There has been growing public awareness about the dark side of technology recently. We’ve seen a lot of reporting and commentary on things like algorithmic bias, predictive policing, and facial recognition. Those stories played a big part in our campaign. As tech workers, we are acutely aware that the technologies we build often perpetuate oppression.
Ultimately, the Project Maven campaign wasn’t just about whether Google should build this one tool for the military. It was about using our power as workers to ensure that technology is built for social benefit and not just for profit.
BT: How could a tech workers’ union help advance that goal?

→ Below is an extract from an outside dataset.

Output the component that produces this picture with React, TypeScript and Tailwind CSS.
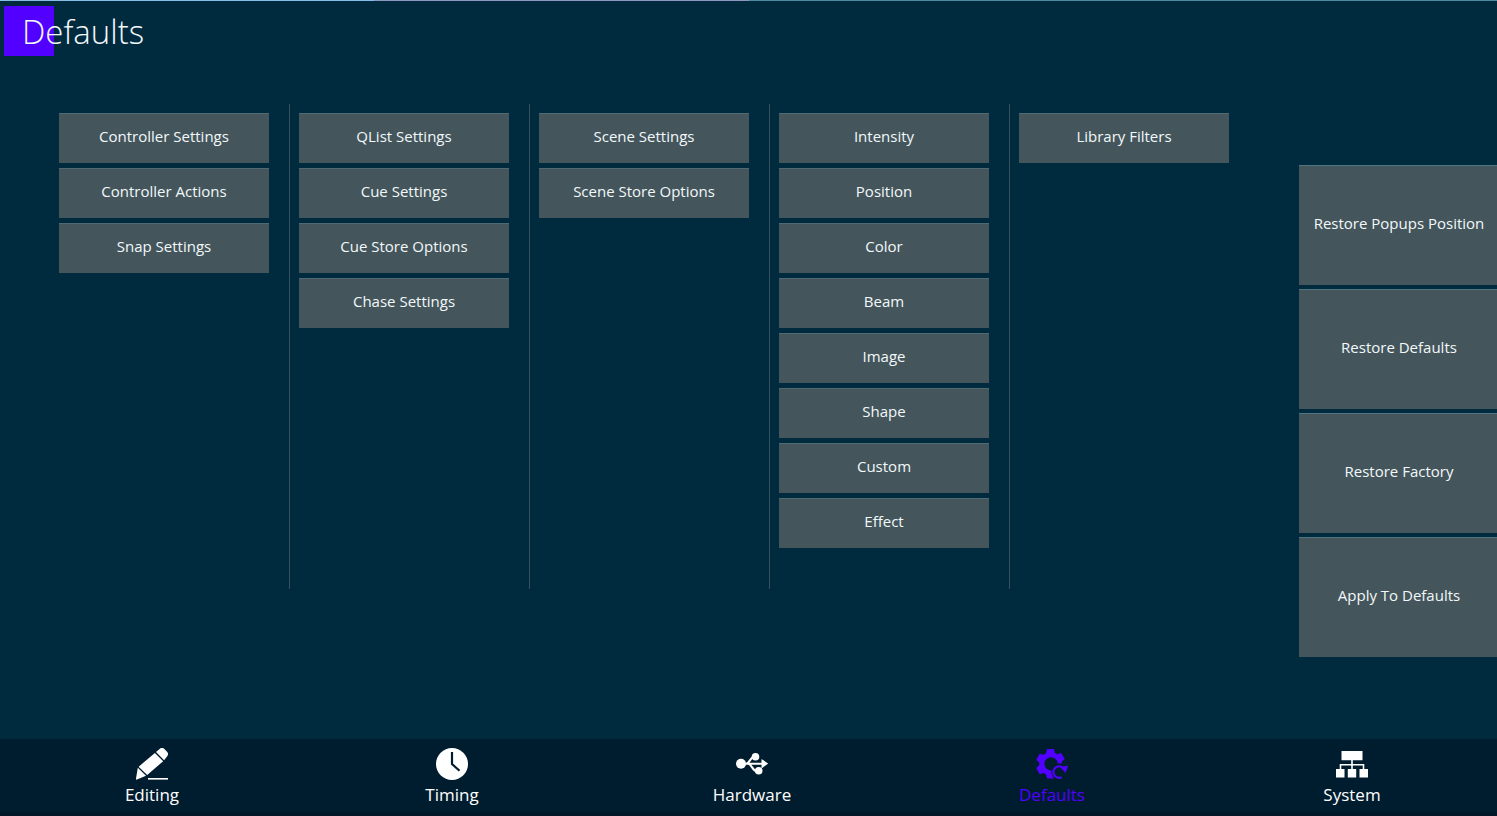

K: Technology is something that humans build. As a result, it reflects human decisions. But if tech workers don’t get organized, we won’t have the power to participate in those decisions. They’ll be made by management — and the only thing that management cares about is making money.
One response we heard a lot during the Project Maven campaign was, “If we don’t build it, someone else will.” But when tech workers stand up at one company and refuse to build something, it empowers workers at other companies to stand up and do the same. When we show our power in one workplace, it helps other workers show their power in another.
By getting organized, we can also more effectively stand in solidarity with the service workers in our companies — the security guards, cafeteria workers, and shuttle drivers who often endure low wages and obscene working conditions. We need to get organized so that all of the workers who create the tech industry’s wealth can share in its prosperity.
But we can’t get anywhere if we can’t get organized. Look at the teachers in West Virginia. Look at the power they built and the leadership they are showing. What we do and don’t do matters. Tech workers have no excuse. It’s time for us to join the new labor movement.